Anyway, this is my interview about him. So, some things about him: His dad is Maori; his mum Pakeha. He was a forestry worker, from a poor "but very proud family"; she was a "middle class white girl from Dunedin". They met, in Rotorua, at a dance hall where Howard Morrison used to play. It was his mother who was determined that her children (he has an older sister) would grow up in touch with their Maori heritage. When the family moved to Dunedin, she took them along to a Maori club. "She was very ... I think the word is foresightful". His te reo is pretty good but "I wouldn't say my Maori is great. I don't have a gift for languages."
He is more comfortable being with Maori. He's not sure why except: "I guess when I was growing up, that's what gave me confidence. I don't know how we learn these things, or where feelings of comfort come from."

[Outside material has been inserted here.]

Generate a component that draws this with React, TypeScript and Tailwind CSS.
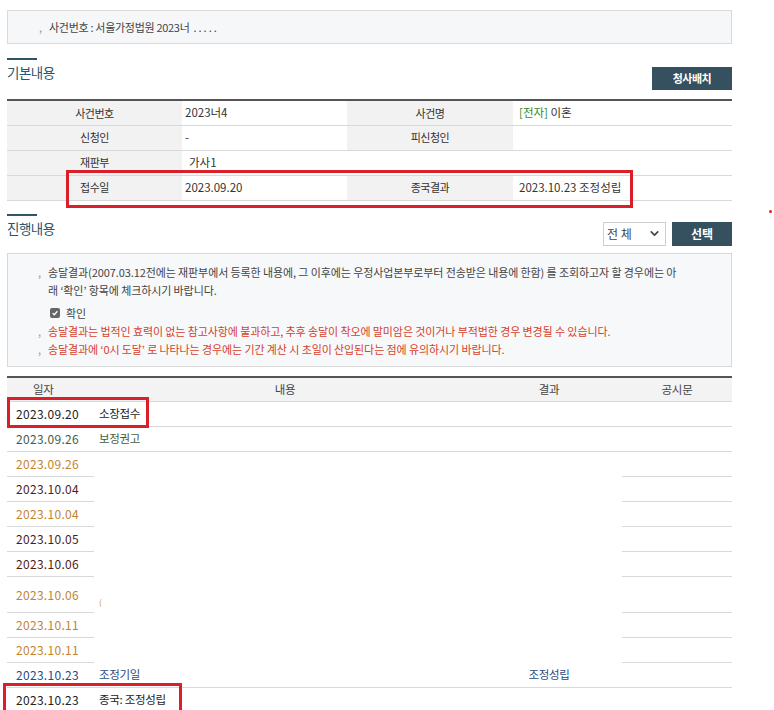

He is not in a relationship and hasn't been for some time. He's perfectly happy on his own, with the pugs. I didn't think it was a secret that he was gay, and it isn't, but he glided over my cues so in the end I just asked if he was funny about being gay. If he was, I would have left it out, of course. He said it was nothing to do with his job, and obviously it isn't, but this is an interview about him. In the end, he said: "I'm fine. God, I'm completely happy with who I am!" He hasn't "ruled out" getting married one day, but he is probably better at being married to his job, he said. And, "I've got two fantastic dogs!" He really loves them. "Oh, they're fabulous! You know that old adage: Man's best friend."
He has said he's thick-skinned (I wonder). What this means is he's "seen a lot and done a lot and I've had my share of ups and downs and I think it just gives you a resilience, you know. Some things that would unsettle another person ..." What sorts of things? "A petition! Ha, ha, ha!"
He's allowed to make the jokes. Fair enough; he holds the throne.